Why not just re-transcribe the notebooks once they’re scanned? Because good transcriptions are massively time consuming to produce! Thus, these already transcribed field books represent dozens-to-hundreds of person hours of work per book that are in danger of being lost if not properly curated. There are ways — in fact, an entire field of study dedicated to articulating the ways — to conduct this curation, but it needs to be identified as a priority in order for that to happen. For now, we want to make sure we keep shedding a little light on some this particular breed of “dark data,” and encourage everyone to keep thinking about how to make it a little less obscure. Do many folks out there have digitized products but aren’t quite sure about next steps? If you have any of those fragile digital copies out there, we want to hear about them!
2) Similarly, while we spent a fair bit of time talking about what it would take to get books newly transcribed, we didn’t spend much time talking about important details like how to best format, preserve and present these notebooks once typed, or how those various formats and presentation will support different kinds of use. It’s not just be enough to just type field books into a text file and throw them on a server somewhere. Its not even enough to provide some metadata about the field notebooks. And it may not even be enough to develop a wiki-style markup syntax from scratch for every single project out there. We need to move toward a standardized way of “marking up” these transcriptions so that they’re more findable, machine readable and text mineable for future researchers and to assure they don’t end up glued down in a particular database system.

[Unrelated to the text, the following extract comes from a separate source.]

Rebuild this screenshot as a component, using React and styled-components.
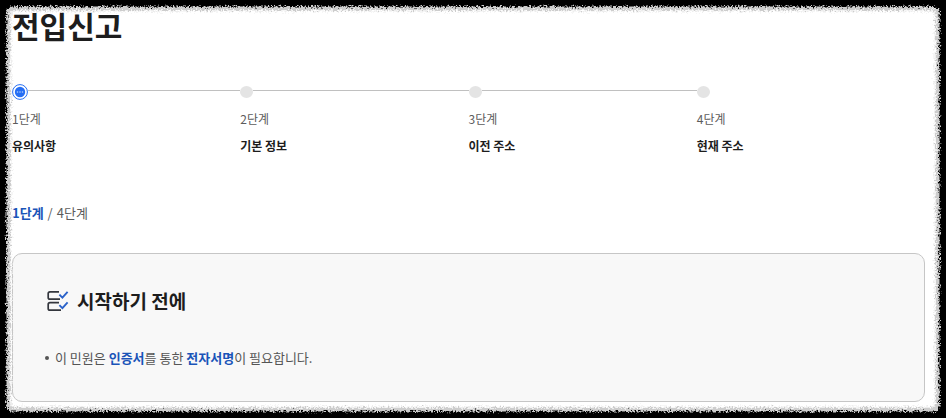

Projects like the Smithsonian’s Transcription Project, Ben Brumfield’s From The Page software (currently being used by the MVZ for field note transcription), and our own Henderson Field Book Project make use of wiki-style syntax to annotate items in digitized text. What happens next, though? How to search across these resources? For the Henderson Project our solution was to ultimately rip the records from the page (no pun intended, Ben), and place them into a format that ensures interoperability (e.g. Darwin Core Archives), while also linking back to the page where those records resided. Ideally, however, one could find a different solution, one that builds on existing markup standards.
At the workshop, we learned that Terry Catapano and Plazi have been doing just that — building on existing standards — by developing a much needed (and not nearly talked about enough) taxonomic extension for both TEI (the Text Encoding Initiative) and JATS (the Journal Article Tag Suite). Using these markup standards can make taxonomic information vastly more findable. However… we’re not all using these standards in the same way, or necessarily understanding where there are overlaps, existing terms, etc. — defeating the purpose of a standard. Thus, there’s a need to develop what’s called an “application profile” of standards like TEI, JATS, or wiki markup for field notebooks and other primary source material. In other words: there are already plenty of ways and languages with which to mark up text, but we still need to continue the conversation beyond this workshop, and develop best practices for these standards’ use, thereby best supporting future use of source materials.
3) Finally: Part of this development of best practices needs to include identifying potential use cases, or user communities, that these source materials might be of interest to. At the workshop, while a range of use cases were articulated — using field books to reconstruct historical ecologies, to clarify specimens’ provenance, to re-find localities — all of these cases could be said to rely on a fairly “close” reading of the text, in which a researcher reads each book line by line and word by word, and might do her own extraction of relevant content.
Supporting this kind of reading is certainly important — but I argue we should also push to support more computational, or distant kinds of reading: if we truly want to capitalize on the power of digitization we need to aim to support text and data mining. “Text and data mining” includes some methods that the biodiversity informatics community is already familiar with: for instance, using natural language processing to identify and extract data like proper names, taxonomic names, dates, geographic locations; publishing said data to the semantic web; and so on. However text mining also includes some methods that the biodiversity community isn’t as familiar with but may be helpful – methods like topic modeling, in which algorithms are used to model a documents ‘aboutness’, and other machine learning methods. Though these methods have been used by information scientists, digital humanists and social scientists on their large collections of digital text, they haven’t been used by us (we think?) — partially because it’s only been recently that we’ve had these large digital archives and libraries, and also partially because these methods have been trapped in their disciplinary silos.
I wish I could better explain these techniques, and better argue for their applicability to biodiversity archives but I can’t quite yet — both because as a student, I’m still learning them myself, but also because some of this is just new ground. But I do know this: supporting these kinds of computational approaches could greatly speed up the rate at which we’re able to extract useful scientific information from source materials, and would also likely attract an interdisciplinary crowd of information scientists, digital humanists and other researchers to the collections.
Clearly, there is much more to discuss! Sounds like we need another workshop, no?